The Switch Approach
Home * Board Representation * Bitboards * Sliding Piece Attacks * The Switch Approach
The Switch Approach was proposed by Dann Corbit. It was not exclusively in the context of sliding attacks but move generation and determining pins and all stuff possible on a line. The idea was to use a 64-bit switch statement on the masked relevant bits and to immediate return appropriate constants. With up to 32, 64 or 128 cases per switch, the compiler will likely divide and conquer by compare or test and conditional jump chain. The switch on square is usually translated as indirect jump, alternatively one may use a explicit table of function pointers in C/C++.
This is how it works for pure attacks, considering the inner six occupied bits. The source code is intended to be generated, using all subsets of a set for the cases and one of the mentioned attack-getters to calculate the return values. Since only the nearest blocker define the relevant attack-sets, a lot of switches share a common case and reduce the number of tests and compares far below log2 of all cases.
Code samples and bitboard diagrams rely on Little endian file and rank mapping. |
U64 diagonalAttacks(U64 occ, enumSquare sq) { switch (sq) { ... case 36: return diagonalAttacksE5(occ); ... } } U64 diagonalAttacksE5(U64 occ) { switch (occ & C64(0x0040200008040200)) { // all 32 cases for all inner six occupied bits excluding e5 case C64(0x0040200008040200): return C64(0x0000200008000000); case C64(0x0040200008040000): return C64(0x0000200008000000); ... case C64(0x0000000000000000): return C64(0x8040200008040201); } } ...
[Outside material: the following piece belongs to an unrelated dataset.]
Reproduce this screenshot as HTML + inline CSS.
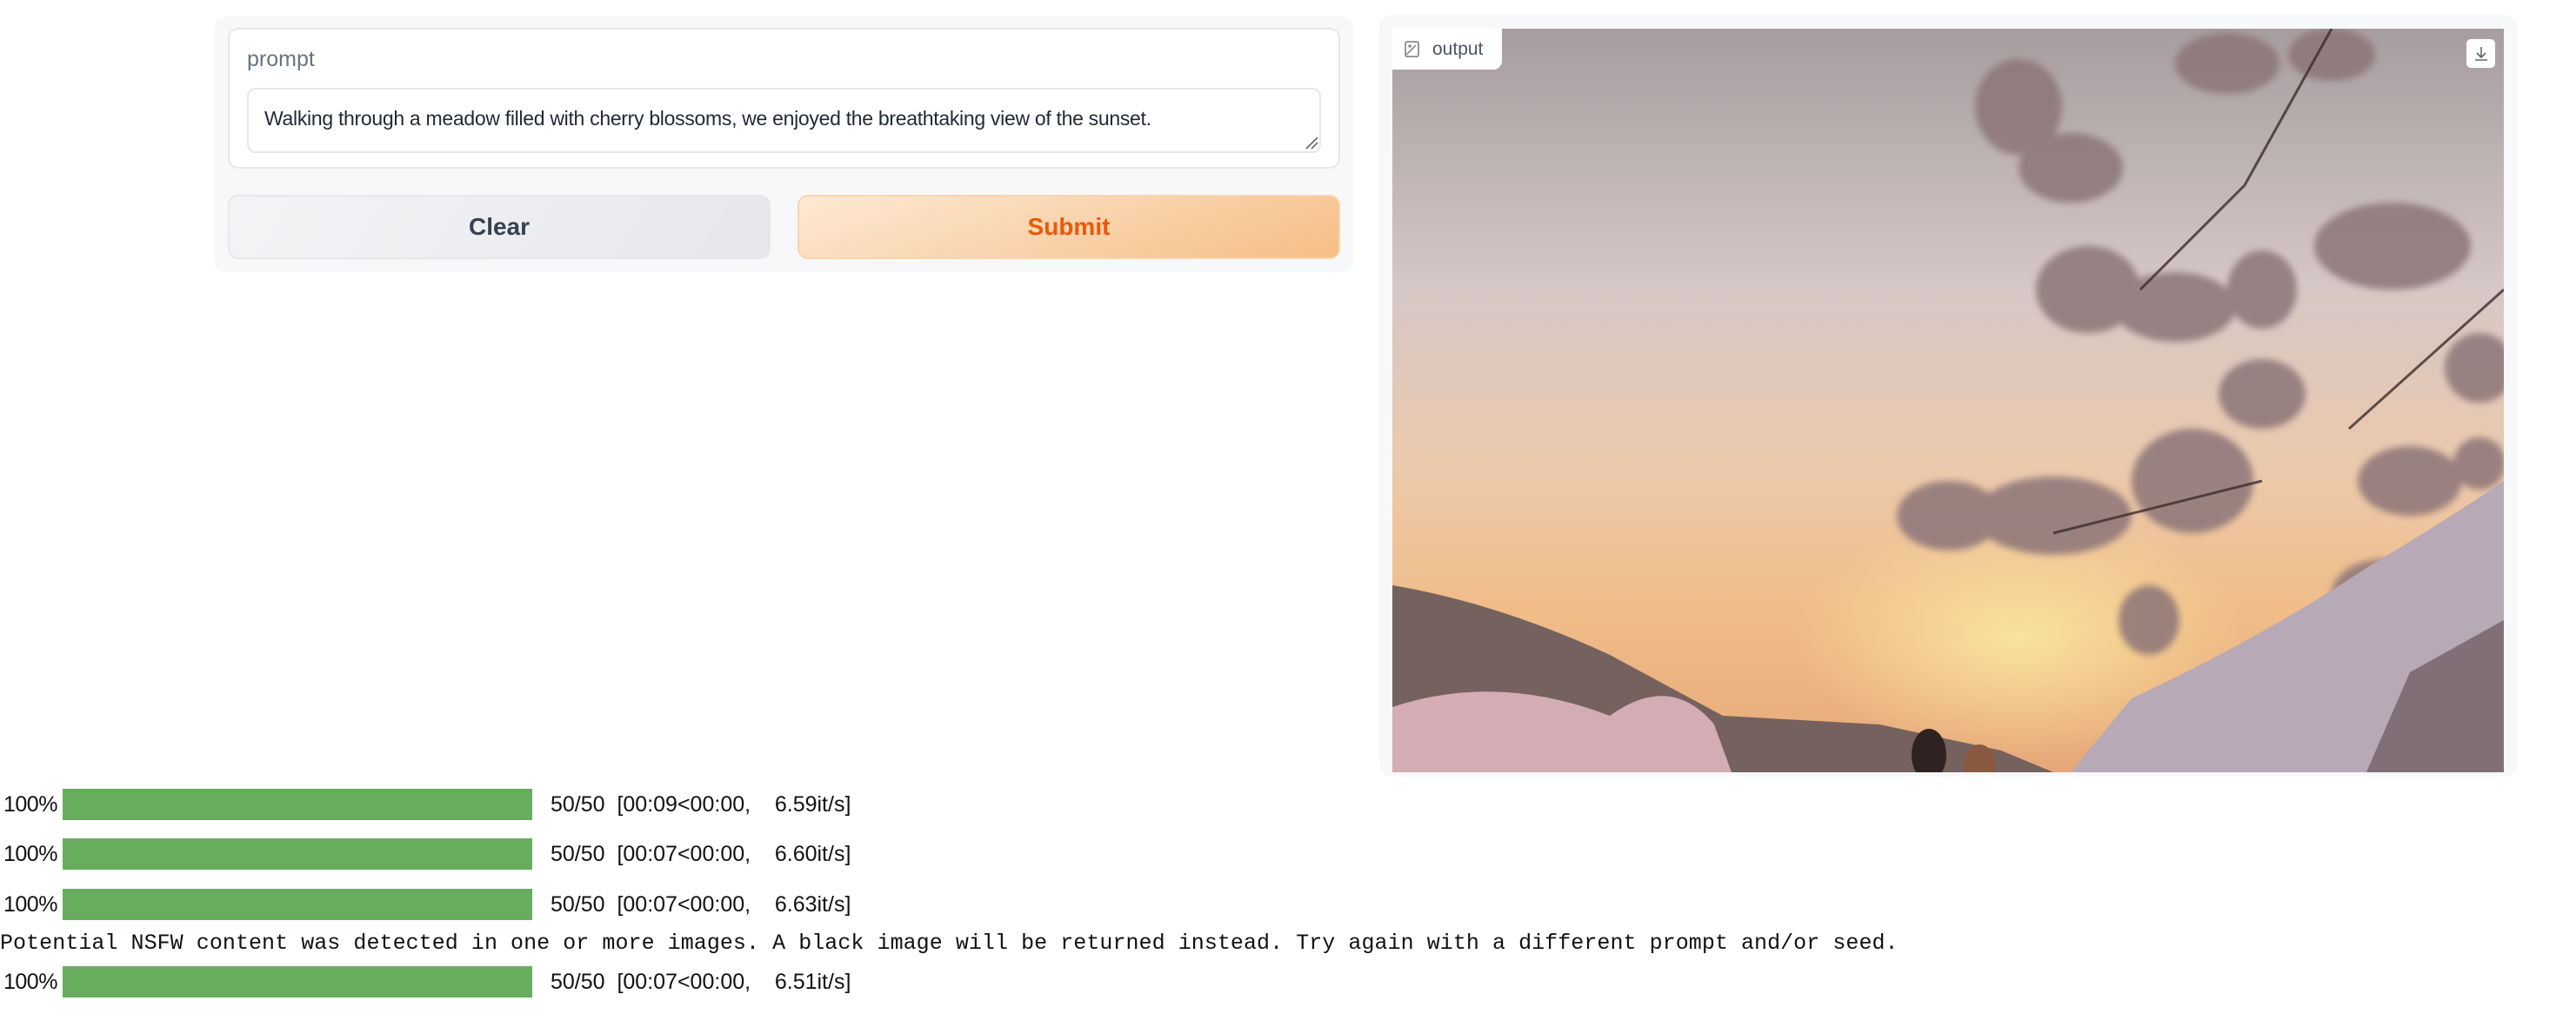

An "average" case requires one indirect jump by square, and 2.x tests or compares with jump above, jump below and that like. If the relevant occupancy don't change that randomly per square used, the prediction rate should be quite fine on todays processors. Of course at some point it may pollute branch prediction resources. On the other hand it does not stall on memory reads and needs no further computation but only moving a immediate 64-bit constant into one register (which takes of course about ten code bytes).